Мама любила рассказывать и о крестинах, и о «чуде» после крестин. «И плакать перестала, и от груди не оторвешь. Хорошо, что молока-то у меня очень много было. Я ведь и Ксениного Кольку вскормила. Он — у одной груди, ты — у другой. Все равно отцеживать приходилось». Всей природой своей, всей крестьянской породой Нюра была создана для того, чтобы рожать, кормить, пестовать. «Я когда через полгода в детскую консультацию тебя принесла, то врач сказал: “Вам, мамаша, премию надо выдать за ребенка, ведь такой был маленький вес”». Ребенка, за которого кто-то должен выдать премию моей маме, но так никто и не выдал, — понесли фотографировать. Мама сама сшила рубашечку с кружевами и лентами вместо лямочек, усадила свое чадо, дала грушу в руки вместо игрушки и громко сказала: «Теперь фотографируйте!»
Она совершила свой подвиг, она выходила, вспоила, вскормила собою, своей любовью, своей бессонницей, своей привычкой не уступать, не отдавать свое дитя никому, даже смерти. И эта фотография стала подтверждением сказанному в консультации: «Вам, мамаша, — премию».
Как мучительно и как долго она умирала! Она протягивала мне навстречу свои худенькие руки с тонкими пальцами, держала мою руку и говорила, прощаясь каждый раз со мною: «Ложись с молитовкой и вставай с молитовкой». Это было ее завещание, то главное, что она вынесла и поняла за свою девяностодвухлетнюю жизнь.
И произошло то самое страшное, чего я боялась всю сознательную жизнь, — на Троицу, второго июня девяносто шестого года. И сбылся этот страшный предвоенный сон, и бежала я уже не во сне, а в жизни, не в состоянии сдвинуться с места и с криком, который никто не слышит: «Мама, я здесь, не уходи, мама».
А она будет лежать со светлым, помолодевшим лицом, словно празднует праздник Троицы в родном Попкове и в чистой белой горнице укладывает березовые ветки вокруг иконы Богородицы. И сидят за большим столом ее отец, и мать, и братья, и сестра Лиза. А в дверях стоит «городской» жених Василий Иванович. И все они любовно и нежно смотрят на Нюру — «поскребыша». Они наконец вместе. Они встретились.

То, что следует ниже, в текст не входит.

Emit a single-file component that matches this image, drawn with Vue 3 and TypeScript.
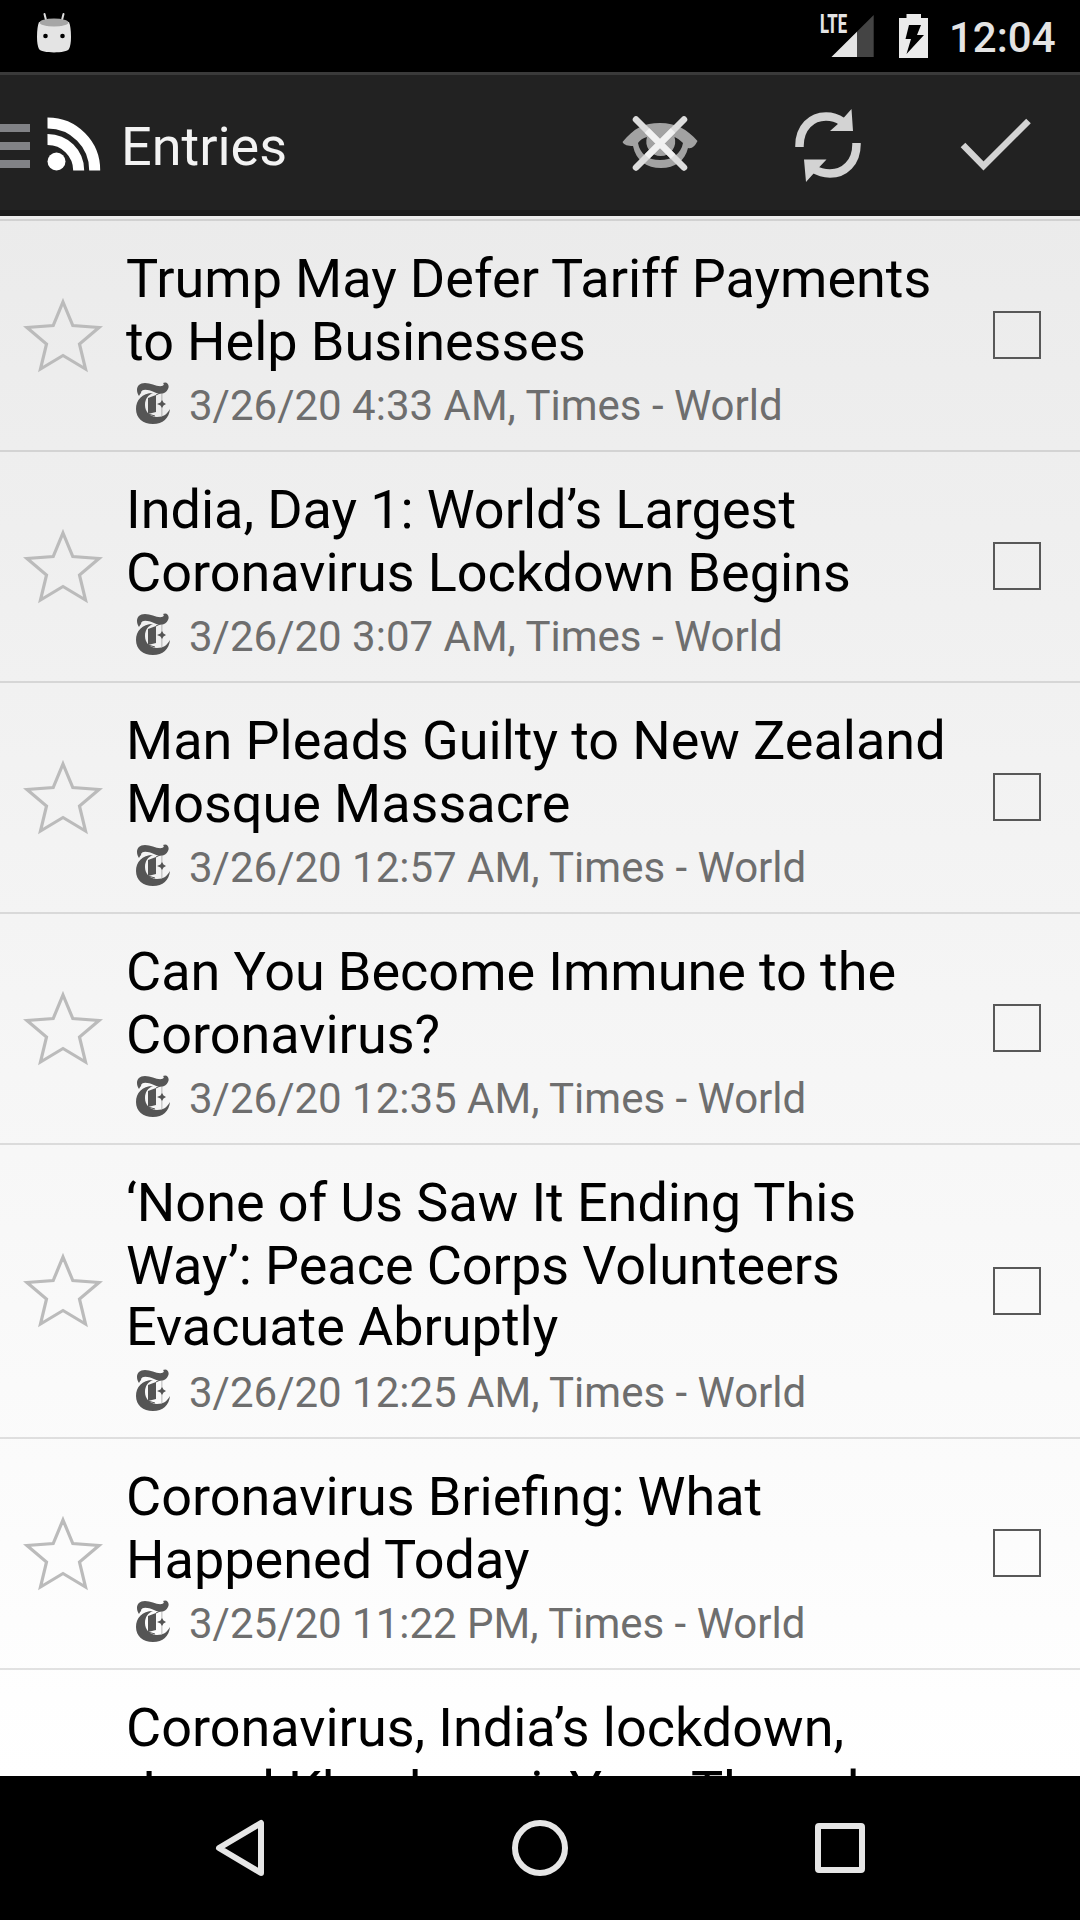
<script setup lang="ts">
interface Entry {
  lines: string[]
  meta?: string
}

const entries: Entry[] = [
  { lines: ['Trump May Defer Tariff Payments', 'to Help Businesses'], meta: '3/26/20 4:33 AM, Times - World' },
  { lines: ['India, Day 1: World’s Largest', 'Coronavirus Lockdown Begins'], meta: '3/26/20 3:07 AM, Times - World' },
  { lines: ['Man Pleads Guilty to New Zealand', 'Mosque Massacre'], meta: '3/26/20 12:57 AM, Times - World' },
  { lines: ['Can You Become Immune to the', 'Coronavirus?'], meta: '3/26/20 12:35 AM, Times - World' },
  { lines: ['‘None of Us Saw It Ending This', 'Way’: Peace Corps Volunteers', 'Evacuate Abruptly'], meta: '3/26/20 12:25 AM, Times - World' },
  { lines: ['Coronavirus Briefing: What', 'Happened Today'], meta: '3/25/20 11:22 PM, Times - World' },
  { lines: ['Coronavirus, India’s lockdown,', 'Jamal Khashoggi: Your Thursday'] },
]
</script>

<template>
  <div class="screen">
    <header class="status">
      <svg class="debug" width="36" height="42" viewBox="0 0 36 42">
        <path d="M8.500 2l2 8M27.500 2l-2 8" stroke="#ddd" stroke-width="2" fill="none" stroke-linecap="round" />
        <path d="M3 10Q1 15 1 25 1 33 3 37C5 41.500 31 41.500 33 37Q35 33 35 25 35 15 33 10Z" fill="#e4e4e4" />
        <ellipse cx="18" cy="10.500" rx="14.500" ry="4" fill="#a6a6a6" />
        <circle cx="9.500" cy="24" r="2.300" />
        <circle cx="26.500" cy="24" r="2.300" />
      </svg>
      <div class="signal">
        <span class="lte">LTE</span>
        <svg width="54" height="44" viewBox="0 0 54 44">
          <path d="M53.700 1V43H11.500Z" fill="#444" />
          <path d="M37 17.700V43H11.500Z" fill="#e4e4e4" />
        </svg>
      </div>
      <svg class="battery" width="30" height="44" viewBox="0 0 30 44">
        <path d="M7.500 0H22V4H29V44H0V4H7.500Z" fill="#ebebeb" />
        <path d="M10 11H22L18 21H25L7.500 40 12 25H6.500Z" fill="#000" />
      </svg>
      <span class="clock">12:04</span>
    </header>

    <nav class="bar">
      <svg class="menu" width="30" height="44" viewBox="0 0 30 44">
        <path d="M0 4H30M0 22H30M0 40H30" stroke="#818286" stroke-width="8" />
      </svg>
      <svg class="rss" width="54" height="54" viewBox="0 0 54 54" fill="none" stroke="#fff">
        <circle cx="9.500" cy="44.500" r="9" fill="#fff" stroke="none" />
        <path d="M.5 22.500A31 31 0 0 1 31.700 53.500" stroke-width="11" />
        <path d="M.5 6A47 47 0 0 1 47.700 53.500" stroke-width="11" />
      </svg>
      <h1>Entries</h1>
      <svg class="eye" width="76" height="56" viewBox="0 0 76 56">
        <path
          d="M.5 26C12 12 22 7 38 7S65 13 75.500 25C73 30 70 33 66 32C63 45 53 52 39 52S14 45 11 30C6 30 2 29 .5 26ZM16 27C18 38 26 44 38 44S59 38 61 27C58 24 55 22 52.500 21A14.500 14.500 0 1 1 25 21C21 22 18 24 16 27Z"
          fill="#a2a2a2" fill-rule="evenodd"
        />
        <path d="M14 3.500L62 51.500M62 3.500L14 51.500" stroke="#ddd" stroke-width="6.500" stroke-linecap="round" />
        <path d="M25 14.500L51 40.500M51 14.500L25 40.500" stroke="#f1f1f1" stroke-width="6.500" />
      </svg>
      <svg class="sync" width="66" height="74" viewBox="0 0 66 74">
        <g fill="none" stroke="#d3d3d3" stroke-width="8.500">
          <path d="M4.500 38C4 18 17 7.500 31 7.500Q40 7.500 47 12.500" />
          <path d="M61.500 34C62 54 49 64.500 35 64.500Q26 64.500 18 59.500" />
        </g>
        <path d="M56.500 0L58 22H35L44 14Z M11 73L9 50.500H31.500L23 59.500Z" fill="#d3d3d3" />
      </svg>
      <svg class="check" width="72" height="54" viewBox="0 0 72 54">
        <path d="M3 27L23.500 48 68.500 3" fill="none" stroke="#d3d3d3" stroke-width="6.500" />
      </svg>
    </nav>

    <main class="list">
      <article v-for="(entry, i) in entries" :key="i" class="entry" :class="{ partial: !entry.meta }">
        <svg v-if="entry.meta" class="star" width="80" height="78" viewBox="0 0 80 78">
          <path d="M40 5L49.800 28.500 76 30.500 56.500 47 62.500 72 40 58.500 17.500 72 23.500 47 4 30.500 30.200 28.500Z" fill="none" stroke="#bbb" stroke-width="3.200" />
        </svg>
        <div class="body">
          <h2>
            <span v-for="line in entry.lines" :key="line">{{ line }}</span>
          </h2>
          <div v-if="entry.meta" class="meta">
            <svg class="feed" width="34" height="42" viewBox="0 0 34 42" fill="#555">
              <path d="M3 14C-1 8 1 1 9 1C15 1 21 5 26 4Q29 3 27 1C31-1 34 3 32 7C30 12 24 13 18 10C11 7 5 7 5 11Q4 12 3 14Z" />
              <path d="M17 11C12 13 9 17 9 23C9 30 14 35 21 35C28 35 31 32 34 27C33 36 27 42 17 42C7 42 0 36 0 27C0 18 6 11 17 11Z" />
              <path d="M12 16L20 13V30L12 32Z" />
              <path d="M20 13L24 11M12 32L19 34" stroke="#555" stroke-width="1" />
              <path d="M26 18L27.500 20.500 30 22 27.500 23.500 26 26 24.500 23.500 21 22 24.500 20.500Z" />
              <path d="M25.500 12H26.300V34H25.500Z" opacity=".5" />
            </svg>
            <span>{{ entry.meta }}</span>
          </div>
        </div>
        <span v-if="entry.meta" class="box"></span>
      </article>
    </main>

    <footer class="nav">
      <svg width="56" height="60" viewBox="0 0 56 60">
        <path d="M49 5V55L7 30Z" fill="none" stroke="#e6e6e6" stroke-width="6" stroke-linejoin="round" />
      </svg>
      <svg width="60" height="60" viewBox="0 0 60 60">
        <circle cx="30" cy="30" r="25" fill="none" stroke="#e6e6e6" stroke-width="6" />
      </svg>
      <svg width="56" height="60" viewBox="0 0 56 60">
        <rect x="6" y="8" width="44" height="44" rx="1" fill="none" stroke="#e6e6e6" stroke-width="6" />
      </svg>
    </footer>
  </div>
</template>

<style>
body {
  margin: 0;
}
</style>

<style scoped>
.screen {
  width: 1080px;
  height: 1920px;
  display: flex;
  flex-direction: column;
  overflow: hidden;
  background: #000;
  font-family: Roboto, "Noto Sans", sans-serif;
}
svg {
  display: block;
  flex: none;
}
.status {
  height: 72px;
  flex: none;
  display: flex;
  align-items: flex-start;
}
.debug {
  margin: 12px auto 0 36px;
}
.signal {
  display: flex;
  margin-top: 14px;
  width: 54px;
  position: relative;
}
.lte {
  position: absolute;
  left: 0;
  top: 0;
  font-size: 26px;
  line-height: 21px;
  font-weight: 800;
  color: #e4e4e4;
  transform: scaleX(0.64);
  transform-origin: 0 0;
}
.battery {
  margin: 14px 0 0 25px;
}
.clock {
  width: 131px;
  margin-left: 20px;
  margin-top: 13px;
  font-size: 42px;
  line-height: 49px;
  font-weight: 500;
  color: #e4e4e4;
}
.bar {
  height: 144px;
  box-sizing: border-box;
  flex: none;
  display: flex;
  align-items: flex-start;
  background: #222;
  border-top: 3px solid #3a3a3a;
  border-bottom: 6px solid #1b1b1b;
}
.menu {
  margin-top: 49px;
}
.rss {
  margin: 42px 0 0 17px;
}
h1 {
  margin: 40px auto 0 20px;
  font-size: 54px;
  line-height: 63px;
  font-weight: 400;
  color: #f3f3f3;
}
.eye {
  margin-top: 41px;
}
.sync {
  margin: 34px 0 0 97px;
}
.check {
  margin: 43px 48px 0 99px;
}
.list {
  height: 1560px;
  box-sizing: border-box;
  flex: none;
  overflow: hidden;
  padding-top: 3px;
  background: linear-gradient(#ebebeb, #fff);
}
.list::before {
  content: "";
  display: block;
  height: 2px;
  background: rgba(0, 0, 0, 0.11);
}
.entry {
  display: flex;
  align-items: center;
  border-bottom: 2px solid rgba(0, 0, 0, 0.11);
}
.partial {
  padding-left: 103px;
}
.star {
  margin: 0 0 0 23px;
}
.body {
  flex: 1;
  margin-left: 23px;
  padding: 26px 0 20px;
}
h2 {
  margin: 0;
  font-size: 54px;
  line-height: 63px;
  font-weight: 400;
  word-spacing: -0.3px;
  color: #000;
}
h2 span {
  display: block;
  white-space: nowrap;
}
h2 span:nth-child(3) {
  line-height: 59px;
  padding-bottom: 4px;
}
.meta {
  display: flex;
  margin-top: 8px;
  height: 49px;
  font-size: 42px;
  line-height: 49px;
  color: #6e6e6e;
  white-space: nowrap;
}
.feed {
  margin: 1px 19px 0 10px;
}
.box {
  width: 48px;
  height: 48px;
  box-sizing: border-box;
  flex: none;
  margin: 0 39px 1px 0;
  border: 2px solid #585858;
}
.nav {
  height: 144px;
  flex: none;
  display: flex;
  align-items: center;
  justify-content: space-between;
  padding: 0 212px;
}
</style>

Сестра болела и на похороны мамы приехать не смогла. Любимый и единственный внук Арик, Арсюшка, уже несколько лет покоился на огромном, страшном своей огромностью Левашовском кладбище. О его смерти мама так и не узнала. Оберегая и боясь за нее, мы с сестрой не сказали ей о ранней смерти внука. Когда мама спрашивала: «А что же Арсюшка-то не приезжает?», я, складывая пальцы крестом и моля Бога простить меня за ложь, говорила маме, что время тяжелое, дорога опасная, что работает, занят, что не может. Она, наверное, догадывалась. Но то, о чем она догадывалась, было столь противоестественно и ужасно, что она заставляла себя «поверить». А потом я поняла, что заставляла она себя поверить, жалея меня более, чем себя. Она долго смотрела мне в глаза, а потом говорила: «Уж жив ли он? Приснился он мне сегодня. Руку эдак протянул и говорит: “Бабушка, помоги!” Уж больно жалко всех».
Ей, старенькой, немощной, болеющей и бессильной, было жалко всех. Христианство было ее сутью, ее упованьем, ее органикой, ее естеством. Не себя жалеть, не жаловаться, а другим помочь, своих укрыть, защитить от ударов жизни. Чувствуя свою скорую кончину, она просила всех, кто навещал ее: «Вы уж Таню не оставляйте, она совсем одна здесь, уж я вас очень прошу». Просила и сиделок, и соседей, и совсем чужих. Когда все, кого она так просила, рассказывали мне об этом после ее смерти, мне хотелось кричать от отчаяния и боли. Потому что моя бедная мать мне не сказала ни разу об этом, а всегда повторяла только о молитве.